§ **What this task involves**:
Do not copy the pictures; transcribe all other material exactly.

§ **Supplied records**:
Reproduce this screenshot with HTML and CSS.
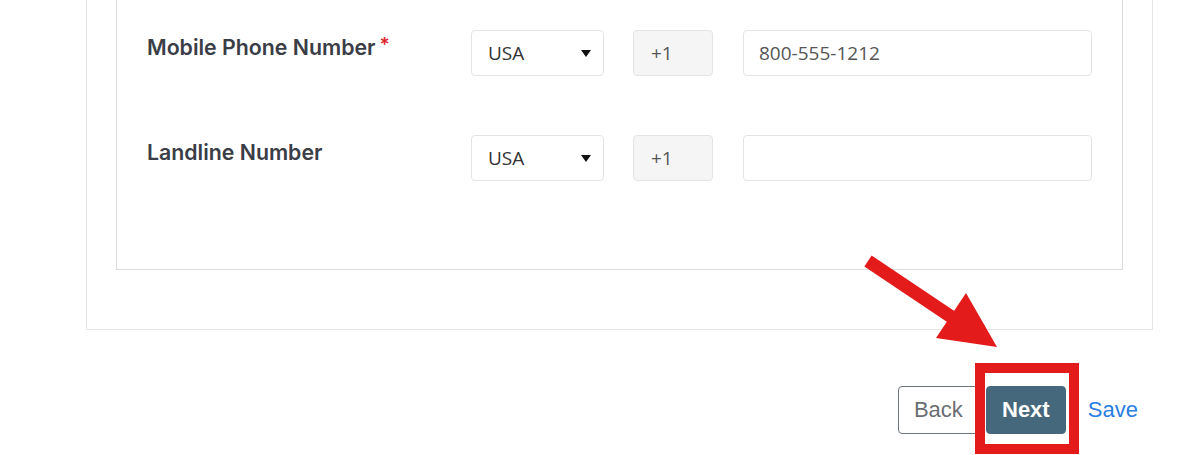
FILE: index.html
```html
<!DOCTYPE html>
<html>
<head>
<meta charset="utf-8">
<link rel="stylesheet" href="styles.css">
</head>
<body>
<div class="page">
  <section class="outer">
    <div class="inner">
      <div class="row">
        <div class="label">Mobile Phone Number<span class="req">*</span></div>
        <div class="select"><span>USA</span><span class="caret"></span></div>
        <div class="code">+1</div>
        <div class="input">800-555-1212</div>
      </div>
      <div class="row">
        <div class="label">Landline Number</div>
        <div class="select"><span>USA</span><span class="caret"></span></div>
        <div class="code">+1</div>
        <div class="input"></div>
      </div>
    </div>
  </section>
  <div class="actions">
    <button class="btn btn-back">Back</button>
    <button class="btn btn-next">Next</button>
    <a class="save">Save</a>
  </div>
  <div class="highlight"></div>
  <svg class="arrow" width="1200" height="455" viewBox="0 0 1200 455">
    <line x1="868" y1="261" x2="953" y2="318" stroke="#e31b1b" stroke-width="13"/>
    <polygon points="936,338 966,293 997,347" fill="#e31b1b"/>
  </svg>
</div>
</body>
</html>
```
FILE: styles.css
```css
html, body {
  margin: 0;
  padding: 0;
  background: #ffffff;
}
.page {
  position: relative;
  width: 1200px;
  height: 455px;
  overflow: hidden;
}
.outer {
  box-sizing: border-box;
  margin-left: 86px;
  width: 1067px;
  border: 1px solid #e6e6e6;
  border-top: 0;
  padding: 0 29px 59px 29px;
}
.inner {
  border: 1px solid #dcdcdc;
  border-top: 0;
  padding: 30px 30px 88px 30px;
  display: flex;
  flex-direction: column;
  gap: 59px;
}
.row {
  display: flex;
  align-items: flex-start;
  height: 46px;
}
.label {
  width: 324px;
  flex: none;
  font-family: Inter, "Noto Sans", sans-serif;
  font-weight: 600;
  font-size: 21.3px;
  line-height: 24px;
  color: #3a3d46;
  padding-top: 5px;
}
.req {
  color: #e0262b;
  font-size: 19px;
  margin-left: 4px;
  position: relative;
  top: -4px;
}
.select, .code, .input {
  box-sizing: border-box;
  height: 46px;
  border: 1px solid #e4e4e4;
  border-radius: 4px;
  display: flex;
  align-items: center;
  font-family: "Open Sans", sans-serif;
  font-size: 19px;
  color: #333;
}
.select {
  width: 133px;
  padding: 0 12px 0 16px;
  justify-content: space-between;
  background: #fff;
}
.caret {
  width: 0;
  height: 0;
  border-left: 5px solid transparent;
  border-right: 5px solid transparent;
  border-top: 7px solid #111;
}
.code {
  width: 80px;
  margin-left: 29px;
  padding-left: 17px;
  background: #f5f5f5;
  color: #555;
}
.input {
  width: 349px;
  margin-left: 30px;
  padding-left: 15px;
  background: #fff;
  color: #555;
}
.actions {
  display: flex;
  justify-content: flex-end;
  align-items: center;
  margin-top: 56px;
  padding-right: 62px;
}
.btn {
  height: 48px;
  padding: 0 15px;
  border-radius: 4px;
  font-family: "Liberation Sans", Arial, sans-serif;
  font-size: 22px;
}
.btn-back {
  background: #fff;
  border: 1px solid #6c757d;
  color: #6a6e73;
}
.btn-next {
  margin-left: 7px;
  width: 80px;
  background: #46687c;
  border: 1px solid #46687c;
  color: #fff;
  font-weight: 700;
}
.save {
  margin-left: 22px;
  font-family: "Liberation Sans", Arial, sans-serif;
  font-size: 22px;
  color: #2a7de1;
}
.highlight {
  position: absolute;
  left: 975px;
  top: 363px;
  width: 84px;
  height: 71px;
  border: 10px solid #e31b1b;
}
.arrow {
  position: absolute;
  left: 0;
  top: 0;
}
```
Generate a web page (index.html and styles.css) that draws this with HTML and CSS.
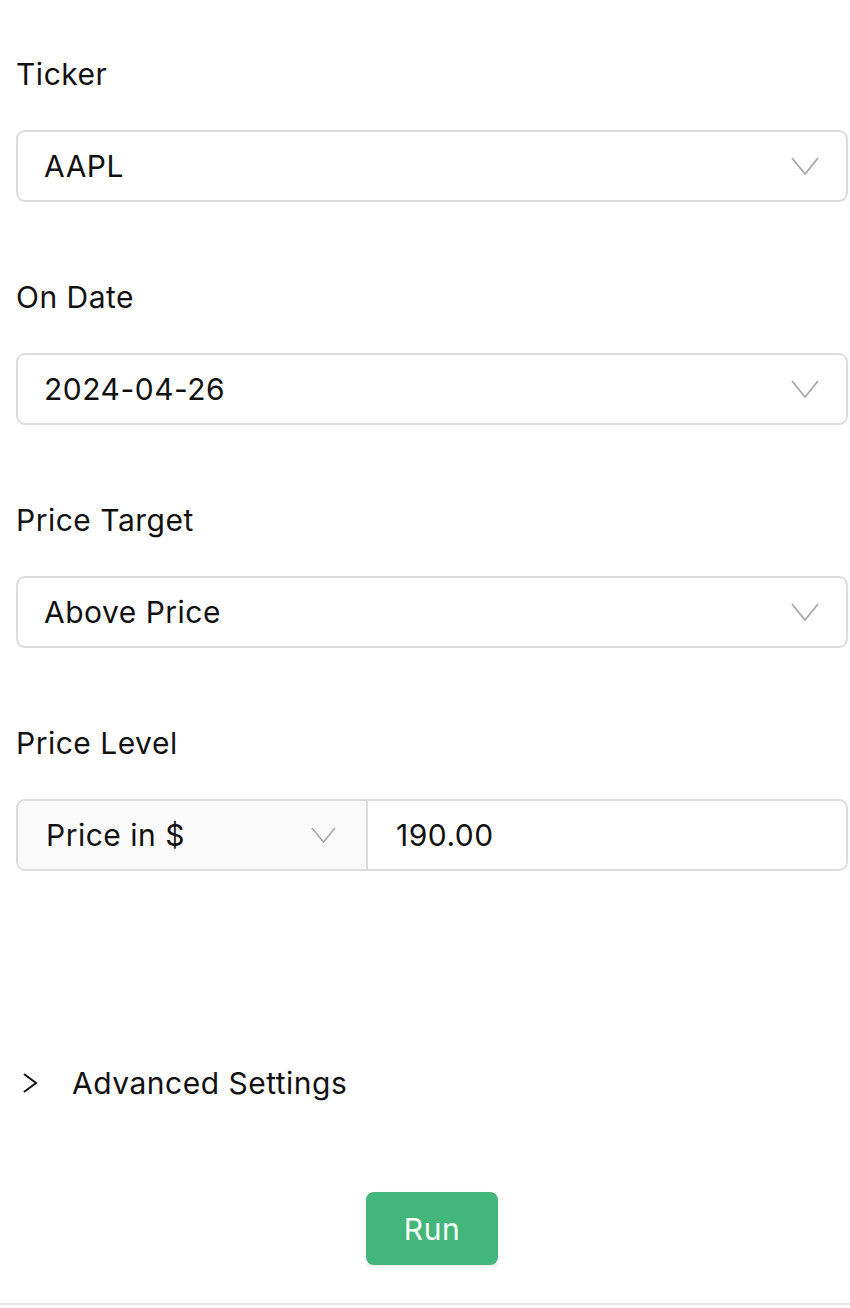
FILE: index.html
```html
<!DOCTYPE html>
<html lang="en">
<head>
  <meta charset="UTF-8">
  <meta name="viewport" content="width=device-width, initial-scale=1.0">
  <title>Price Target</title>
  <link rel="stylesheet" href="styles.css">
</head>
<body>
  <form class="form">
    <div class="field">
      <label>Ticker</label>
      <div class="select">
        <span>AAPL</span>
        <svg class="chevron" viewBox="0 0 28 18"><polyline points="1,1 14,17 27,1"/></svg>
      </div>
    </div>

    <div class="field">
      <label>On Date</label>
      <div class="select">
        <span>2024-04-26</span>
        <svg class="chevron" viewBox="0 0 28 18"><polyline points="1,1 14,17 27,1"/></svg>
      </div>
    </div>

    <div class="field">
      <label>Price Target</label>
      <div class="select">
        <span>Above Price</span>
        <svg class="chevron" viewBox="0 0 28 18"><polyline points="1,1 14,17 27,1"/></svg>
      </div>
    </div>

    <div class="field">
      <label>Price Level</label>
      <div class="input-group">
        <div class="unit">
          <span>Price in $</span>
          <svg class="chevron" viewBox="0 0 28 18"><polyline points="1,1 14,17 27,1"/></svg>
        </div>
        <div class="value">190.00</div>
      </div>
    </div>

    <div class="advanced">
      <svg class="arrow" viewBox="0 0 16 22"><polyline points="2,2 14,11 2,20"/></svg>
      <span>Advanced Settings</span>
    </div>

    <div class="actions">
      <button type="button">Run</button>
    </div>
  </form>
</body>
</html>
```

FILE: styles.css
```css
* {
  box-sizing: border-box;
}

body {
  margin: 0;
  background-color: #fff;
  font-family: Inter, "Liberation Sans", sans-serif;
  color: #111;
  font-size: 30px;
  letter-spacing: 0.5px;
}

.form {
  padding: 56px 2px 0 16px;
  border-bottom: 2px solid #e6e6e6;
}

.field {
  margin-bottom: 77px;
}

.field label {
  display: block;
  line-height: 36px;
  margin-bottom: 38px;
}

.select {
  display: flex;
  align-items: center;
  justify-content: space-between;
  height: 72px;
  padding: 0 27px 0 26px;
  border: 2px solid #dcdcdc;
  border-radius: 9px;
}

.chevron {
  width: 28px;
  height: 18px;
  fill: none;
  stroke: #a8a8a8;
  stroke-width: 1.8;
}

.input-group {
  display: flex;
  height: 72px;
  border: 2px solid #dcdcdc;
  border-radius: 9px;
  overflow: hidden;
}

.unit {
  width: 350px;
  display: flex;
  align-items: center;
  justify-content: space-between;
  padding: 0 30px 0 28px;
  background-color: #fafafa;
  border-right: 2px solid #dcdcdc;
}

.unit .chevron {
  width: 25px;
  height: 16px;
}

.value {
  flex: 1;
  display: flex;
  align-items: center;
  padding-left: 28px;
}

.advanced {
  display: flex;
  align-items: center;
  gap: 34px;
  margin-top: 194px;
  padding-left: 6px;
  line-height: 36px;
}

.arrow {
  width: 16px;
  height: 22px;
  fill: none;
  stroke: #111;
  stroke-width: 2;
}

.actions {
  display: flex;
  justify-content: center;
  padding: 91px 0 38px;
}

button {
  width: 132px;
  height: 73px;
  background-color: #43b77a;
  color: #fff;
  border: none;
  border-radius: 8px;
  font-family: inherit;
  font-size: 30px;
  letter-spacing: 0.5px;
  box-shadow: 0 2px 4px rgba(0, 0, 0, 0.08);
  cursor: pointer;
}
```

§ **Exercise output**:
Reproduce this screenshot with HTML and CSS.
FILE: index.html
```html
<!DOCTYPE html>
<html>
<head>
<meta charset="utf-8">
<link rel="stylesheet" href="styles.css">
</head>
<body>
<div class="page">
  <section class="outer">
    <div class="inner">
      <div class="row">
        <div class="label">Mobile Phone Number<span class="req">*</span></div>
        <div class="select"><span>USA</span><span class="caret"></span></div>
        <div class="code">+1</div>
        <div class="input">800-555-1212</div>
      </div>
      <div class="row">
        <div class="label">Landline Number</div>
        <div class="select"><span>USA</span><span class="caret"></span></div>
        <div class="code">+1</div>
        <div class="input"></div>
      </div>
    </div>
  </section>
  <div class="actions">
    <button class="btn btn-back">Back</button>
    <button class="btn btn-next">Next</button>
    <a class="save">Save</a>
  </div>
  <div class="highlight"></div>
  <svg class="arrow" width="1200" height="455" viewBox="0 0 1200 455">
    <line x1="868" y1="261" x2="953" y2="318" stroke="#e31b1b" stroke-width="13"/>
    <polygon points="936,338 966,293 997,347" fill="#e31b1b"/>
  </svg>
</div>
</body>
</html>
```
FILE: styles.css
```css
html, body {
  margin: 0;
  padding: 0;
  background: #ffffff;
}
.page {
  position: relative;
  width: 1200px;
  height: 455px;
  overflow: hidden;
}
.outer {
  box-sizing: border-box;
  margin-left: 86px;
  width: 1067px;
  border: 1px solid #e6e6e6;
  border-top: 0;
  padding: 0 29px 59px 29px;
}
.inner {
  border: 1px solid #dcdcdc;
  border-top: 0;
  padding: 30px 30px 88px 30px;
  display: flex;
  flex-direction: column;
  gap: 59px;
}
.row {
  display: flex;
  align-items: flex-start;
  height: 46px;
}
.label {
  width: 324px;
  flex: none;
  font-family: Inter, "Noto Sans", sans-serif;
  font-weight: 600;
  font-size: 21.3px;
  line-height: 24px;
  color: #3a3d46;
  padding-top: 5px;
}
.req {
  color: #e0262b;
  font-size: 19px;
  margin-left: 4px;
  position: relative;
  top: -4px;
}
.select, .code, .input {
  box-sizing: border-box;
  height: 46px;
  border: 1px solid #e4e4e4;
  border-radius: 4px;
  display: flex;
  align-items: center;
  font-family: "Open Sans", sans-serif;
  font-size: 19px;
  color: #333;
}
.select {
  width: 133px;
  padding: 0 12px 0 16px;
  justify-content: space-between;
  background: #fff;
}
.caret {
  width: 0;
  height: 0;
  border-left: 5px solid transparent;
  border-right: 5px solid transparent;
  border-top: 7px solid #111;
}
.code {
  width: 80px;
  margin-left: 29px;
  padding-left: 17px;
  background: #f5f5f5;
  color: #555;
}
.input {
  width: 349px;
  margin-left: 30px;
  padding-left: 15px;
  background: #fff;
  color: #555;
}
.actions {
  display: flex;
  justify-content: flex-end;
  align-items: center;
  margin-top: 56px;
  padding-right: 62px;
}
.btn {
  height: 48px;
  padding: 0 15px;
  border-radius: 4px;
  font-family: "Liberation Sans", Arial, sans-serif;
  font-size: 22px;
}
.btn-back {
  background: #fff;
  border: 1px solid #6c757d;
  color: #6a6e73;
}
.btn-next {
  margin-left: 7px;
  width: 80px;
  background: #46687c;
  border: 1px solid #46687c;
  color: #fff;
  font-weight: 700;
}
.save {
  margin-left: 22px;
  font-family: "Liberation Sans", Arial, sans-serif;
  font-size: 22px;
  color: #2a7de1;
}
.highlight {
  position: absolute;
  left: 975px;
  top: 363px;
  width: 84px;
  height: 71px;
  border: 10px solid #e31b1b;
}
.arrow {
  position: absolute;
  left: 0;
  top: 0;
}
```
Generate a web page (index.html and styles.css) that draws this with HTML and CSS.
FILE: index.html
```html
<!DOCTYPE html>
<html lang="en">
<head>
  <meta charset="UTF-8">
  <meta name="viewport" content="width=device-width, initial-scale=1.0">
  <title>Price Target</title>
  <link rel="stylesheet" href="styles.css">
</head>
<body>
  <form class="form">
    <div class="field">
      <label>Ticker</label>
      <div class="select">
        <span>AAPL</span>
        <svg class="chevron" viewBox="0 0 28 18"><polyline points="1,1 14,17 27,1"/></svg>
      </div>
    </div>

    <div class="field">
      <label>On Date</label>
      <div class="select">
        <span>2024-04-26</span>
        <svg class="chevron" viewBox="0 0 28 18"><polyline points="1,1 14,17 27,1"/></svg>
      </div>
    </div>

    <div class="field">
      <label>Price Target</label>
      <div class="select">
        <span>Above Price</span>
        <svg class="chevron" viewBox="0 0 28 18"><polyline points="1,1 14,17 27,1"/></svg>
      </div>
    </div>

    <div class="field">
      <label>Price Level</label>
      <div class="input-group">
        <div class="unit">
          <span>Price in $</span>
          <svg class="chevron" viewBox="0 0 28 18"><polyline points="1,1 14,17 27,1"/></svg>
        </div>
        <div class="value">190.00</div>
      </div>
    </div>

    <div class="advanced">
      <svg class="arrow" viewBox="0 0 16 22"><polyline points="2,2 14,11 2,20"/></svg>
      <span>Advanced Settings</span>
    </div>

    <div class="actions">
      <button type="button">Run</button>
    </div>
  </form>
</body>
</html>
```

FILE: styles.css
```css
* {
  box-sizing: border-box;
}

body {
  margin: 0;
  background-color: #fff;
  font-family: Inter, "Liberation Sans", sans-serif;
  color: #111;
  font-size: 30px;
  letter-spacing: 0.5px;
}

.form {
  padding: 56px 2px 0 16px;
  border-bottom: 2px solid #e6e6e6;
}

.field {
  margin-bottom: 77px;
}

.field label {
  display: block;
  line-height: 36px;
  margin-bottom: 38px;
}

.select {
  display: flex;
  align-items: center;
  justify-content: space-between;
  height: 72px;
  padding: 0 27px 0 26px;
  border: 2px solid #dcdcdc;
  border-radius: 9px;
}

.chevron {
  width: 28px;
  height: 18px;
  fill: none;
  stroke: #a8a8a8;
  stroke-width: 1.8;
}

.input-group {
  display: flex;
  height: 72px;
  border: 2px solid #dcdcdc;
  border-radius: 9px;
  overflow: hidden;
}

.unit {
  width: 350px;
  display: flex;
  align-items: center;
  justify-content: space-between;
  padding: 0 30px 0 28px;
  background-color: #fafafa;
  border-right: 2px solid #dcdcdc;
}

.unit .chevron {
  width: 25px;
  height: 16px;
}

.value {
  flex: 1;
  display: flex;
  align-items: center;
  padding-left: 28px;
}

.advanced {
  display: flex;
  align-items: center;
  gap: 34px;
  margin-top: 194px;
  padding-left: 6px;
  line-height: 36px;
}

.arrow {
  width: 16px;
  height: 22px;
  fill: none;
  stroke: #111;
  stroke-width: 2;
}

.actions {
  display: flex;
  justify-content: center;
  padding: 91px 0 38px;
}

button {
  width: 132px;
  height: 73px;
  background-color: #43b77a;
  color: #fff;
  border: none;
  border-radius: 8px;
  font-family: inherit;
  font-size: 30px;
  letter-spacing: 0.5px;
  box-shadow: 0 2px 4px rgba(0, 0, 0, 0.08);
  cursor: pointer;
}
```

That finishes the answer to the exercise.